I'd prefer a standards-based approach.

Define an open standard for a message; a photo-share; tagging; etc etc. Include stuff that clients and servers MUST do, or MUST NOT do. Write a nice server, and host it. Write a nice client (Browser extensions? Website?)

Now you have an open ecosystem that is as flexible as people want it to be. There's a reason that all discussion sites end up being a worse implementation of Usenet.


I'd prefer a standards-based approach.

Exactly. The problem isn't that we don't have useful social networks. The problem is that we have too many of them, with varying heights of wall between their respective gardens that make interoperability and data migration absurdly difficult in many cases.

I suspect the roadblock is that these networks are tied together by the underlying concepts of identities and relationships, but for many valid reasons a lot of people would like to present different identities in different contexts or treat some relationships differently to others. Until there is some reasonably standardised approach (or set of compatible approaches) to representing these ideas, there's no robust foundation so you can build different kinds of messaging and content sharings systems on top.

That in turn leads to practical issues of authentication and trust networks, and we haven't completely solved those problems in a way that Just Works for non-technical users yet.


Consider the ecosystem of the internet plus phones and computers as "the social network". You'll see what we have actually works how you'd like, right now.

Facebook lets you talk to your old friends, twitter lets you meet new ones, and google plus is there if you want to get serious. Tumblr for a more expressive context, and wordpress for the rest.

The problem with creating a new social network is that you'd have to replicate a dozen companies with varying degrees of porosity in their services.

Add to that my second point: we don't know what we want yet. Things are still evolving and developing, in a high pressure cauldron of talent and money. Once things cool down and take shape we'll see what we like and someone will spend time making open source plugins. It's a really fun time to play on computers.

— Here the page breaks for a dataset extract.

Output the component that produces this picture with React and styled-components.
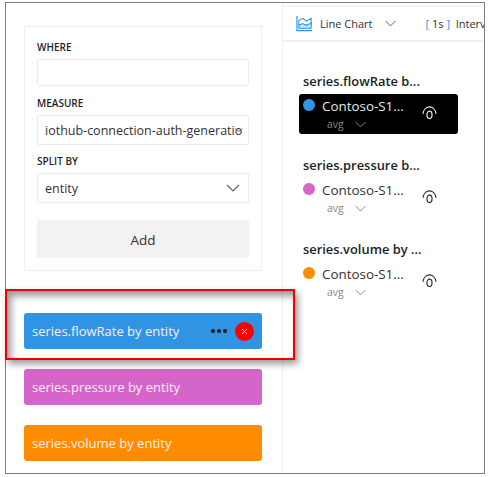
import React from "react";
import styled, { createGlobalStyle } from "styled-components";

const FONT = '"Open Sans", "Noto Sans", sans-serif';

const GlobalStyle = createGlobalStyle`
  html, body {
    margin: 0;
    padding: 0;
    background: #fff;
    font-family: ${FONT};
  }
`;

const Page = styled.div`
  width: 488px;
  height: 477px;
  padding: 2px 3px 3px 5px;
  box-sizing: border-box;
  position: relative;
  overflow: hidden;
`;

const Frame = styled.div`
  height: 100%;
  box-sizing: border-box;
  border: 1px solid #7f7f7f;
  display: flex;
  overflow: hidden;
`;

const LeftPane = styled.div`
  width: 277px;
  flex: none;
  box-sizing: border-box;
  padding: 23px 20px 0 18px;
  border-right: 1px solid #efefef;
  display: flex;
  flex-direction: column;
`;

const QueryCard = styled.div`
  box-sizing: border-box;
  height: 245px;
  border: 1px solid #eeeeee;
  padding: 13px 12px 12px;
  display: flex;
  flex-direction: column;
`;

const FieldLabel = styled.div`
  font-size: 10px;
  line-height: 14px;
  font-weight: 600;
  color: #252423;
  margin: ${({ $top }) => $top || 0}px 0 5px;
`;

const Field = styled.div`
  height: ${({ $height }) => $height}px;
  box-sizing: border-box;
  border: 1px solid #edebe9;
  border-radius: 2px;
  padding: 0 7px;
  display: flex;
  align-items: center;
  justify-content: space-between;
  position: relative;
  font-size: 12.5px;
  color: #323130;
  white-space: nowrap;
`;

const OverlayChevron = styled.svg`
  position: absolute;
  right: 5px;
  top: 10px;
`;

const AddButton = styled.div`
  height: 38px;
  margin-top: 17px;
  padding-top: 2px;
  box-sizing: border-box;
  background: #f3f2f1;
  border-radius: 2px;
  display: flex;
  align-items: center;
  justify-content: center;
  font-size: 13.5px;
  color: #323130;
`;

const SeriesList = styled.div`
  margin-top: 42px;
  display: flex;
  flex-direction: column;
  gap: 20px;
`;

const SeriesBar = styled.div`
  height: 36px;
  box-sizing: border-box;
  border-radius: 3px;
  background: ${({ $color }) => $color};
  color: #fbeef5;
  font-size: 13px;
  padding: 0 8px;
  display: flex;
  align-items: center;
  justify-content: space-between;
`;

const BarActions = styled.div`
  display: flex;
  align-items: center;
  gap: 8px;
`;

const Dots = styled.div`
  display: flex;
  gap: 2px;
`;

const Dot = styled.span`
  width: 4px;
  height: 4px;
  border-radius: 50%;
  background: #101820;
`;

const CloseBadge = styled.div`
  width: 19px;
  height: 19px;
  border-radius: 50%;
  background: #ff0000;
  display: flex;
  align-items: center;
  justify-content: center;
`;

const RightPane = styled.div`
  flex: 1;
  min-width: 0;
  display: flex;
  flex-direction: column;
`;

const Toolbar = styled.div`
  height: 37px;
  flex: none;
  margin-top: 2px;
  box-sizing: border-box;
  border-top: 2px solid #f4f4f4;
  border-bottom: 2px solid #f1f1f1;
  padding: 0 0 0 13px;
  display: flex;
  align-items: center;
  font-size: 11px;
  color: #323130;
  white-space: nowrap;
  overflow: hidden;

  & > * {
    flex: none;
  }
`;

const ChartType = styled.span`
  margin-left: 7px;
`;

const ToolbarChevron = styled.svg`
  margin-left: 11px;
`;

const Bracket = styled.span`
  color: #2f8ee5;
`;

const IntervalGroup = styled.span`
  margin-left: 29px;
`;

const Legend = styled.div`
  padding: 31px 0 0 16px;
  display: flex;
  flex-direction: column;
  gap: 23px;
`;

const LegendGroup = styled.div`
  display: flex;
  flex-direction: column;
`;

const LegendTitle = styled.div`
  font-size: 12.9px;
  line-height: 16px;
  font-weight: 600;
  color: #201f1e;
  margin-left: 4px;
  margin-bottom: 5px;
  white-space: nowrap;
`;

const LegendRow = styled.div`
  width: 159px;
  height: 40px;
  box-sizing: border-box;
  border-radius: 3px;
  padding: 2px 8px 0 4px;
  background: ${({ $active }) => ($active ? "#000" : "transparent")};
  color: ${({ $active }) => ($active ? "#e8e8e8" : "#323130")};
  display: flex;
  align-items: flex-start;
`;

const ColorDot = styled.span`
  width: 12px;
  height: 12px;
  border-radius: 50%;
  flex: none;
  margin-top: 3px;
  background: ${({ $color }) => $color};
`;

const LegendText = styled.div`
  margin-left: 7px;
  width: 100px;
  flex: none;
  display: flex;
  flex-direction: column;
`;

const EntityName = styled.div`
  font-size: 13.4px;
  line-height: 20px;
  white-space: nowrap;
`;

const AggRow = styled.div`
  display: flex;
  align-items: center;
  gap: 10px;
  margin: 2px 0 0 5px;
  font-size: 10.5px;
  line-height: 13px;
  color: #8a8886;
`;

const EyeIcon = styled.svg`
  margin-top: 9px;
  flex: none;
`;

const Highlight = styled.div`
  position: absolute;
  left: 5px;
  top: 289px;
  width: 290px;
  height: 71px;
  box-sizing: border-box;
  border: 2px solid #f00000;
  box-shadow: 3px 4px 7px rgba(0, 0, 0, 0.4), inset 4px 5px 7px rgba(0, 0, 0, 0.4);
  pointer-events: none;
`;

const Chevron = ({ size = 16, color = "#605e5c", ...rest }) => (
  <svg width={size} height={size} viewBox="0 0 16 16" fill="none" {...rest}>
    <path d="M2 5l6 6 6-6" stroke={color} strokeWidth="1.2" />
  </svg>
);

const LineChartIcon = () => (
  <svg width="17" height="17" viewBox="0 0 18 18" fill="none">
    <path d="M1 1v15.500h16" stroke="#2f8ee5" strokeWidth="1.2" />
    <path d="M3 6l4-2.500 4 3 5-3v7H3z" stroke="#2f8ee5" strokeWidth="1.1" />
    <path d="M3 11l4-2 4 2 5-2.500V14H3z" stroke="#2f8ee5" strokeWidth="1.1" fill="#cfe5fa" />
  </svg>
);

const Eye = ({ color }) => (
  <EyeIcon width="15" height="15" viewBox="0 0 16 16" fill="none">
    <path d="M1 9.500C1.500 5 4.500 2 8 2s6.500 3 7 7.500" stroke={color} strokeWidth="1.2" />
    <ellipse cx="8" cy="10.500" rx="2.700" ry="4" stroke={color} strokeWidth="1.3" />
  </EyeIcon>
);

const SERIES = [
  { name: "series.flowRate by entity", color: "#3194e3", active: true, legend: "series.flowRate b..." },
  { name: "series.pressure by entity", color: "#d565c8", legend: "series.pressure b..." },
  { name: "series.volume by entity", color: "#ff8c00", legend: "series.volume by ..." },
];

const App = () => (
  <Page>
    <GlobalStyle />
    <Frame>
      <LeftPane>
        <QueryCard>
          <FieldLabel>WHERE</FieldLabel>
          <Field $height={27} />
          <FieldLabel $top={10}>MEASURE</FieldLabel>
          <Field $height={30}>
            iothub-connection-auth-generatio
            <OverlayChevron width="8" height="8" viewBox="0 0 16 16" fill="none">
              <path d="M2 5l6 6 6-6" stroke="#605e5c" strokeWidth="2" />
            </OverlayChevron>
          </Field>
          <FieldLabel $top={9}>SPLIT BY</FieldLabel>
          <Field $height={30}>
            entity
            <Chevron size={16} />
          </Field>
          <AddButton>Add</AddButton>
        </QueryCard>
        <SeriesList>
          {SERIES.map((s) => (
            <SeriesBar key={s.name} $color={s.color}>
              {s.name}
              {s.active && (
                <BarActions>
                  <Dots>
                    <Dot />
                    <Dot />
                    <Dot />
                  </Dots>
                  <CloseBadge>
                    <svg width="7" height="7" viewBox="0 0 7 7">
                      <path d="M1 1l5 5M6 1l-5 5" stroke="#fff" strokeWidth="1" />
                    </svg>
                  </CloseBadge>
                </BarActions>
              )}
            </SeriesBar>
          ))}
        </SeriesList>
      </LeftPane>
      <RightPane>
        <Toolbar>
          <LineChartIcon />
          <ChartType>Line Chart</ChartType>
          <ToolbarChevron as={Chevron} size={13} />
          <IntervalGroup>
            <Bracket>[</Bracket> 1s <Bracket>]</Bracket>&nbsp; Interval
          </IntervalGroup>
        </Toolbar>
        <Legend>
          {SERIES.map((s) => (
            <LegendGroup key={s.legend}>
              <LegendTitle>{s.legend}</LegendTitle>
              <LegendRow $active={s.active}>
                <ColorDot $color={s.color} />
                <LegendText>
                  <EntityName>Contoso-S1...</EntityName>
                  <AggRow>
                    avg
                    <Chevron size={13} color="#8a8886" />
                  </AggRow>
                </LegendText>
                <Eye color={s.active ? "#e8e8e8" : "#323130"} />
              </LegendRow>
            </LegendGroup>
          ))}
        </Legend>
      </RightPane>
    </Frame>
    <Highlight />
  </Page>
);

export default App;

Consider the ecosystem of the internet plus phones and computers as "the social network". You'll see what we have actually works how you'd like, right now.

Not quite, because everything is so heterogeneous that there's no unifying, consolidated view to help me use it.

I want a single private, secure, easy to use platform to look up my friends and colleagues on-line, and on top of that I want to have convenient plug-and-play functionality for everything from IM to sharing photos to collaborating on a coding project to scheduling a business meeting.

Right now, we have the Internet infrastructure sitting a level below all of this, and numerous web sites (not to mention e-mail, IM tools, Usenet, distributed version control systems, etc.) trying to be both the platform and one or more of the plug-ins. This is not what I want as a user, i.e., as a person who wants to get stuff done and doesn't really care whose badge is in the corner of the screen as long as it all works properly.


There’s quite a precedent for OSS--actually even closed-source software--innovation driving standards definitions.


Open source only makes sense for a social network if it's federated, in which case you're talking about Diaspora.


Exactly we have open source social network already. Nobody cares about Diaspora.

Because at the end of the day user experience is order of magnitudes more important than some arbitrary geek obsession with being open. Which isn't important for most people since they are used to having their personal information owned by third parties e.g. banks, employers, insurance companies, government.


A centralized network of discoverable real names does a better job of facilitating in-person relationships than any of the distributed, pseudonymous networks we've seen. User experience is definitely key.

You hit a really important point here: 3rd parties have held personal information since the dawn of civilization: messengers, small-town post offices, the US Mail, Ma Bell, stores that tracked purchases against your line of credit in a ledger, etc.

A computer using keywords in my emails to display relevant advertising is orders of magnitude less scary than a town gossip who runs the post office and tells my extended family and neighbors anytime I receive a letter that might indicate I'm deviating from social norms or religious morals.

The code running Amazon doesn't judge people for buying erotica; the town bookseller does. The card catalog won't out you to your friends for looking up LGBT reading material; the librarian might. The code running Google Maps doesn't care and won't tell anyone that you're driving to a woman's house and then a restaurant or bar most Saturdays; the waitress/bartender will almost certainly tell a friend/stalker/jilted lover/cop who you were with.

Big Data is far less threatening than Little Data.


Amazon, Google Maps, Twitter, Facebook, et al, will divulge all to anyone with a subpoena or National Security Letter.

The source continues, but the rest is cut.